4. Not saving 10% for your retirement? Then you're spending too much. In "The Millionaire Next Door," Tom Stanley and Bill Danko reveal the one habit all millionaires share: "Frugality: They live well below their means The opposite of frugal is wasteful. We define wasteful as a lifestyle marked by lavish spending and hyper-consumption. Being frugal is the cornerstone of wealth-building." Simple math: Nothing saved equals nothing invested, equals nothing for retirement. Start saving at least 10% if you want to retire comfortably.
5. Forget short-term market swings. Focus on long-term retirement goals and harness the power of compounding interest. A 25-year-old investing $3,000 annually can retire with a million at 65 at 10% average returns. Start early and at 65 most of your retirement portfolio will be in the growth of your savings. For example, a 25-year-old could have a million bucks investing their $120,000 slowly over 40 years, the rest is compounded interest and appreciation. And that's just one part of the nest egg if you start early.
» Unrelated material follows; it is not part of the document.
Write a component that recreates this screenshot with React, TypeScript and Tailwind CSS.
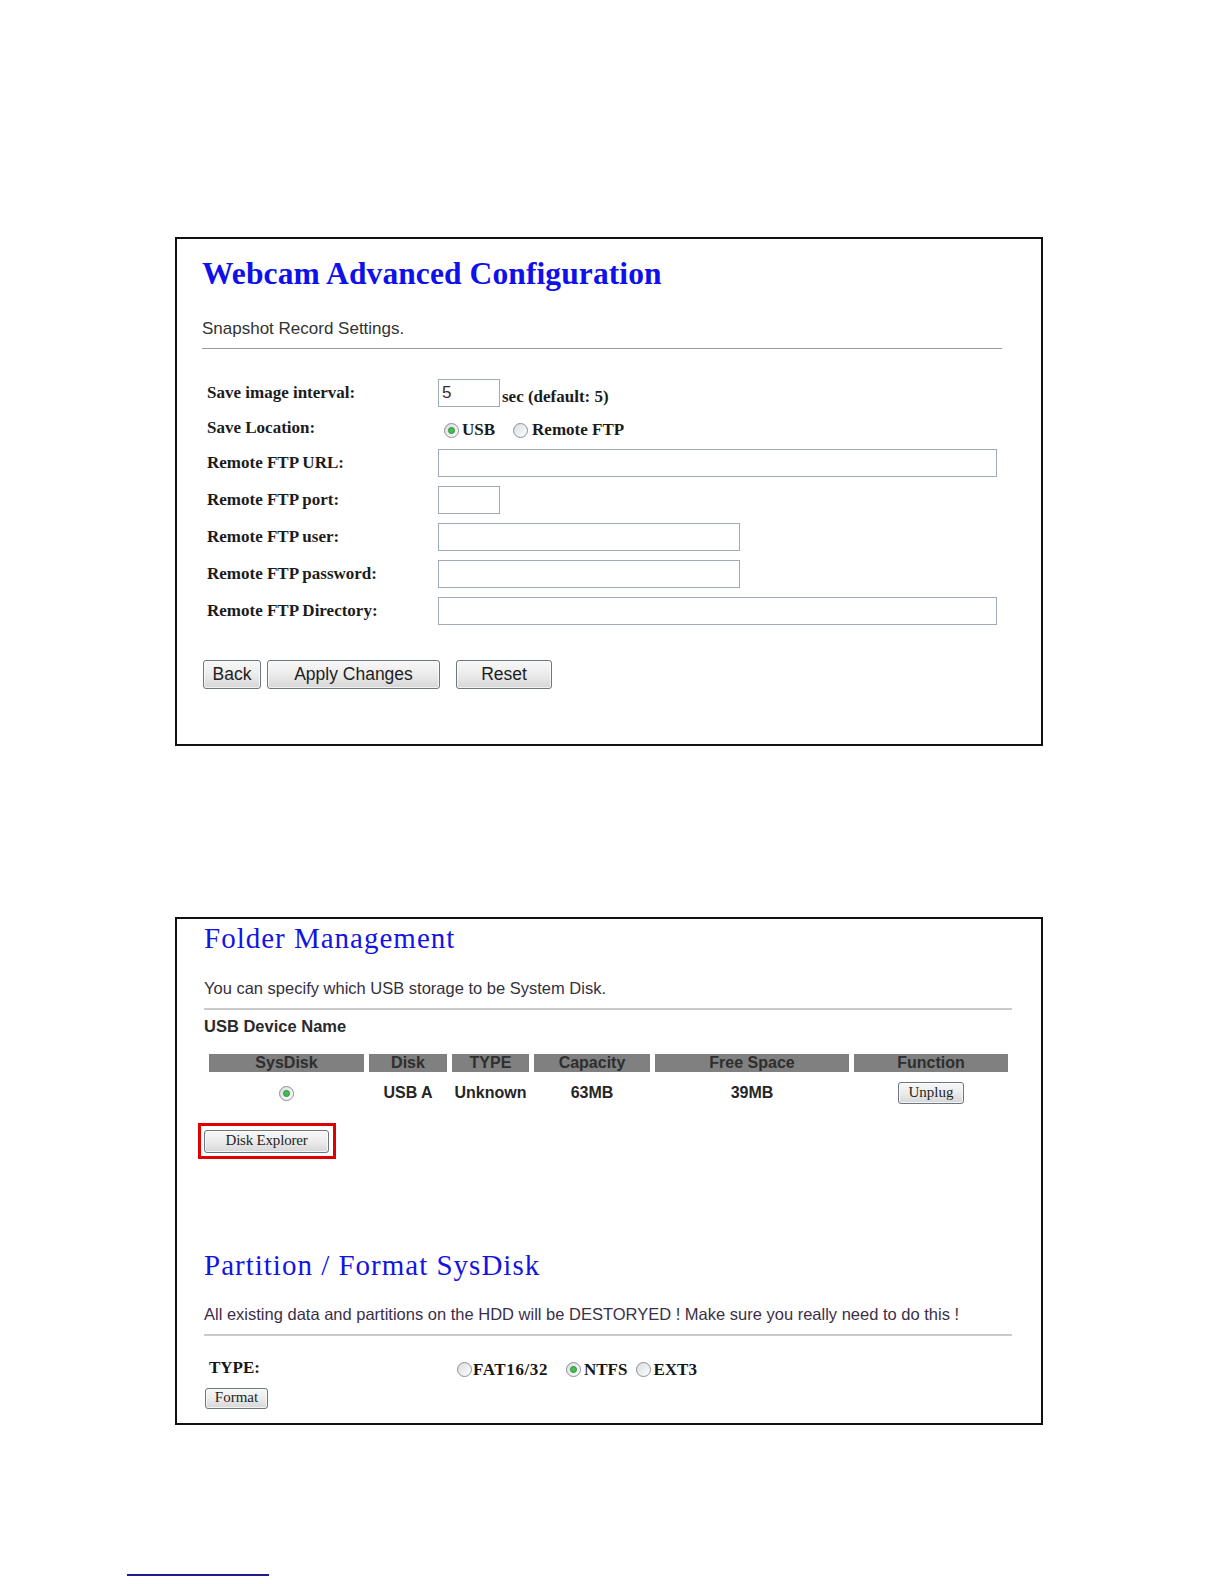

6. Forget stock market news. Invest lazily, then go do what you love. As the legendary Fidelity investor Peter Lynch once put it in "One Up on The Street": "If you spend more than 15 minutes a year worrying about the market, you've wasted 12 minutes." And in researching 5,000 millionaires for his book, Edelman discovered that they spend an average of about six minutes a day on personal finance. They don't waste time watching cable news, reading brokers reports, attending seminars, studying stocks tables, subscribing to newsletters, and reading financial newspapers. Just six minutes a day, the rest is precious time wasted: That leaves them 23 hours, 54 minutes every day to do what they really love. Remember, there are far more important things in life, not just a career that turns you on every day, but your loved ones, kids and parents, socializing, hobbies, movies, sports, making the world a better place, ordinary stuff, living a full life.